Spiders freak me out. All spiders do, from the little green ones that always seem to be inside my car on the windshield to the big hairy ones that make eye contact. I freeze when I see one, and too paralyzed to kill it, I wait till it leaves. Sometimes that takes a long time. But I didn't used to be such a wuss. In younger, more naïve days, I played marbles with roly-polies and threw rocks at beehives. I lived on the edge until I went to summer camp.
Every year at my elementary school, the sixth-grade classes went on an overnight camping trip in the deep woods of Virginia. We hardly roughed it: We slept in cabins and ate in a large mess hall with a full kitchen. Though I'm sure the teachers entertained us with campfire songs, gimp lanyards or something of the sort, I remember only two things about the trip.
It was dinner as normal, clusters of kids talking with their mouths full and sitting around a few long tables. Then, a wolf spider fell from the ceiling onto my friend's arm. She didn't notice the hairy beast -- its fuzzy, lithe legs and dark brown body stretching across her turquoise sleeve. In Virginia, wolf spiders can grow to be about 3 inches long. The one on her sleeve was roughly the same size as my hand. "Hey, there's a spider on you," I said.
She freaked. She flicked her arm, which flung the spider directly onto my jaw. I froze. One of the spider's feet rested on my lip, as if shushing me. At the time I don't remember if I used curse words, but as I recall, I thought something like, "Get it off! Get it off!" However, I screamed something like "Mmmrrff!" because I was too afraid to open my mouth -- a spider was on it -- but I remember making noise. I swatted the spider off my face, and as if written in National Lampoon's script, it landed on another girl, who swatted it off onto another kid and so on. Eventually, the spider ran outside, leaving two sixth-grade classes screaming.

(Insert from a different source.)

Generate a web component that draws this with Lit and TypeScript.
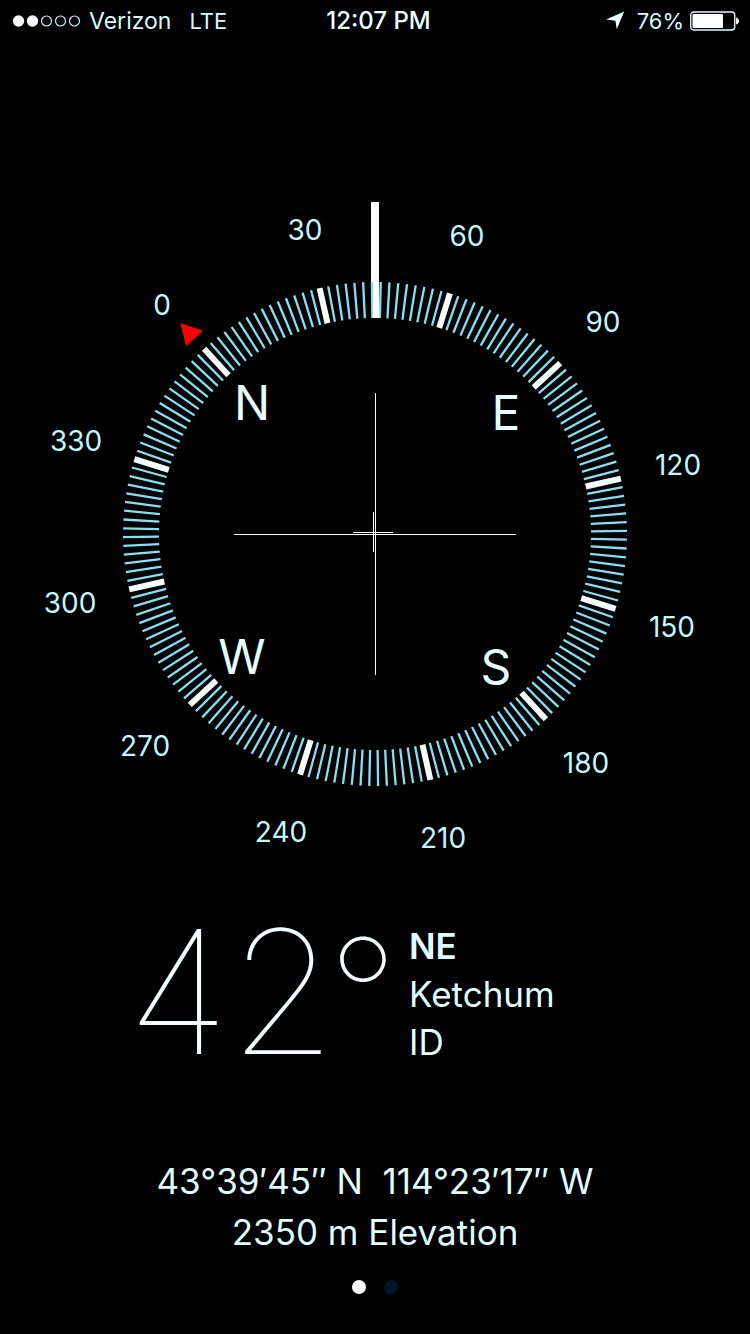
import { LitElement, html, css, svg } from "lit";
import { customElement, state } from "lit/decorators.js";

const range = (n: number) => Array.from({ length: n }, (_, i) => i);

@customElement("compass-status-bar")
class CompassStatusBar extends LitElement {
  static styles = css`
    :host {
      display: grid;
      grid-template-columns: 1fr auto 1fr;
      align-items: center;
      height: 42px;
      padding: 0 11px 0 12px;
      font-size: 23px;
      line-height: 28px;
      color: #d6faff;
      white-space: nowrap;
    }
    .side {
      display: flex;
      align-items: center;
    }
    .right {
      justify-content: flex-end;
      font-size: 22px;
    }
    .signal {
      width: 69px;
      height: 14px;
      margin-right: 8px;
    }
    .network {
      margin-left: 18px;
      font-size: 22px;
    }
    .time {
      padding-left: 6px;
      font-size: 24px;
      font-weight: 500;
      color: #eefeff;
    }
    .arrow {
      width: 20px;
      height: 20px;
      margin-right: 12px;
    }
    .battery {
      width: 49px;
      height: 20px;
      margin-left: 6px;
    }
  `;
  render() {
    return html`
      <div class="side">
        <svg class="signal" viewBox="0 0 69 14" aria-hidden="true">
          ${range(5).map(
            (i) => svg`<circle cx=${6.5 + i * 14} cy="7" r=${i < 2 ? 5.7 : 5}
              fill=${i < 2 ? "#fff" : "none"} stroke=${i < 2 ? "none" : "#c4f2fa"} stroke-width="1.2"/>`
          )}
        </svg>
        <span>Verizon</span><span class="network">LTE</span>
      </div>
      <div class="time">12:07 PM</div>
      <div class="side right">
        <svg class="arrow" viewBox="0 0 20 20" aria-hidden="true">
          <path d="M19.2 .6 L11.8 18.2 L10.4 9.7 L1.2 8.6 Z" fill="#eefeff" />
        </svg>
        <span>76%</span>
        <svg class="battery" viewBox="0 0 49 20" aria-hidden="true">
          <rect x=".75" y="1" width="44" height="18" rx="3" fill="none" stroke="#e8fdff" stroke-width="1.3" />
          <rect x="2.5" y="3" width="30.5" height="14" rx="1" fill="#fff" />
          <path d="M46 6.5 Q49 7.5 49 10 T46 13.5 Z" fill="#e8fdff" />
        </svg>
      </div>
    `;
  }
}

@customElement("compass-dial")
class CompassDial extends LitElement {
  static properties = { heading: { type: Number } };
  declare heading: number;

  static styles = css`
    :host {
      display: block;
    }
    svg {
      display: block;
      width: 100%;
    }
    .minor {
      stroke: #86e0f2;
      stroke-width: 2.3;
    }
    .major {
      stroke: #f2feff;
      stroke-width: 6;
    }
    .label {
      font-size: 28px;
      fill: #c4f6ff;
      text-anchor: middle;
    }
    .cardinal {
      font-size: 48px;
      fill: #e6fdff;
      text-anchor: middle;
    }
    .white {
      fill: #fff;
    }
    .north {
      fill: #ff0000;
    }
  `;

  private place(deg: number, radius: number) {
    const a = ((deg - this.heading) * Math.PI) / 180;
    return { x: Math.round(Math.sin(a) * radius), y: Math.round(-Math.cos(a) * radius) };
  }

  render() {
    const minor = range(180).map((i) => i * 2).filter((d) => d % 30 !== 0);
    const major = range(12).map((i) => i * 30);
    const cardinals = ["N", "E", "S", "W"];
    return html`
      <svg viewBox="-375 -375 750 750" role="img" aria-label="Compass">
        <g transform="rotate(${-this.heading})">
          ${minor.map((d) => svg`<line class="minor" y1="-216" y2="-252" transform="rotate(${d})"/>`)}
          ${major.map((d) => svg`<line class="major" y1="-216" y2="-252" transform="rotate(${d})"/>`)}
          <path class="north" d="M0 -287 L11.5 -266 L-11.5 -266 Z" />
        </g>
        ${major.map((d) => {
          const p = this.place(d, 312);
          return svg`<text class="label" x=${p.x - 1} y=${p.y + 10}>${d}</text>`;
        })}
        ${cardinals.map((c, i) => {
          const p = this.place(i * 90, 180);
          return svg`<text class="cardinal" x=${p.x - 1} y=${p.y + 18}>${c}</text>`;
        })}
        <rect class="white" x="-4" y="-332" width="8" height="80" />
        <rect class="white" x="-2" y="-252" width="6" height="36" />
        <rect class="white" x="-141" y="0" width="282" height="1" />
        <rect class="white" x="0" y="-141" width="1" height="282" />
        <rect class="white" x="-22" y="-2" width="40" height="1" />
        <rect class="white" x="-2" y="-22" width="1" height="40" />
      </svg>
    `;
  }
}

@customElement("app-root")
class AppRoot extends LitElement {
  @state() private page = 0;

  static styles = css`
    :host {
      display: flex;
      flex-direction: column;
      min-height: 100vh;
      background: #000;
      color: #e0fcff;
      font-family: Inter, "Liberation Sans", sans-serif;
    }
    .dial {
      margin-top: 117px;
    }
    .reading {
      display: grid;
      grid-template-columns: 1fr 342px;
      column-gap: 10px;
      align-items: center;
      margin-top: 5px;
    }
    .degrees {
      display: flex;
      justify-content: flex-end;
      align-items: flex-start;
      font-size: 172px;
      line-height: 154px;
      font-weight: 100;
      color: #f4feff;
    }
    .unit {
      margin-left: -8px;
      font-size: 154px;
      line-height: 160px;
    }
    .place {
      font-size: 35px;
      line-height: 48px;
      padding-left: 1px;
    }
    .direction {
      font-weight: 600;
    }
    .position {
      margin-top: 82px;
      font-size: 35px;
      line-height: 51px;
      text-align: center;
    }
    .pages {
      display: flex;
      justify-content: center;
      gap: 18px;
      margin-top: 22px;
    }
    .page {
      width: 14px;
      height: 14px;
      padding: 0;
      border: 0;
      border-radius: 50%;
      background: #02152b;
    }
    .page.current {
      background: #fff;
    }
  `;

  render() {
    return html`
      <compass-status-bar></compass-status-bar>
      <compass-dial class="dial" .heading=${42.7}></compass-dial>
      <div class="reading">
        <div class="degrees"><span>42</span><span class="unit">°</span></div>
        <div class="place">
          <div class="direction">NE</div>
          <div>Ketchum</div>
          <div>ID</div>
        </div>
      </div>
      <div class="position">
        <div>43°39′45″ N&nbsp; 114°23′17″ W</div>
        <div>2350 m Elevation</div>
      </div>
      <nav class="pages">
        ${["Compass", "Level"].map(
          (name, i) => html`<button
            class="page ${this.page === i ? "current" : ""}"
            aria-label=${name}
            @click=${() => (this.page = i)}
          ></button>`
        )}
      </nav>
    `;
  }
}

Later on the trip, we tramped over to a nearby creek to learn about ecosystems. "Learning" consisted of catching critters -- tadpoles, water boatman, etc. -- while standing waist-deep in water. My friend who was normally Miss Priss impressed everyone by catching a little olive-colored snake. She caught the bugger right behind its head like the Crocodile Hunter. She had unwittingly captured a highly poisonous water moccasin. Not only did she catch one, she caught a young one barely more than a foot long. It was supposedly more poisonous than the adult snakes, but our teachers didn't want to find out if that was true. They developed a brilliant plan: A) Remove children from creek; B) release snake; C) run opposite direction of snake. Nature was sending a message: Get out of the woods. We complied.
I avoided overnight camps -- and non-chlorinated water bodies -- for a couple of years. In eighth grade, I returned to the woods for a weeklong rock climbing/spelunking adventure. Turns out I don't mind flinging myself down a mountain while tied to a rope. I do, however, mind caves. I discovered the meaning of claustrophobia when my boot got stuck in the mud, my head lamp blew out and I couldn't work my way through a tight spot. I hyperventilated until I pulled my foot free and escaped. Defeated and mud-covered, I grabbed my backpack and didn't realize it was covered in wolf spiders (wolf spiders again!) until a couple of them crawled onto my hands. I screamed and tossed my backpack into the air; unfortunately, dozens of spiders rained down on me and anyone else nearby.
The only thing more terrifying than a spider on the face is the potential to have many spiders on your face. Nature won. I never went to another camp. And as for my kid, he's going to day camp, indoors, preferably with air-conditioning and a pool.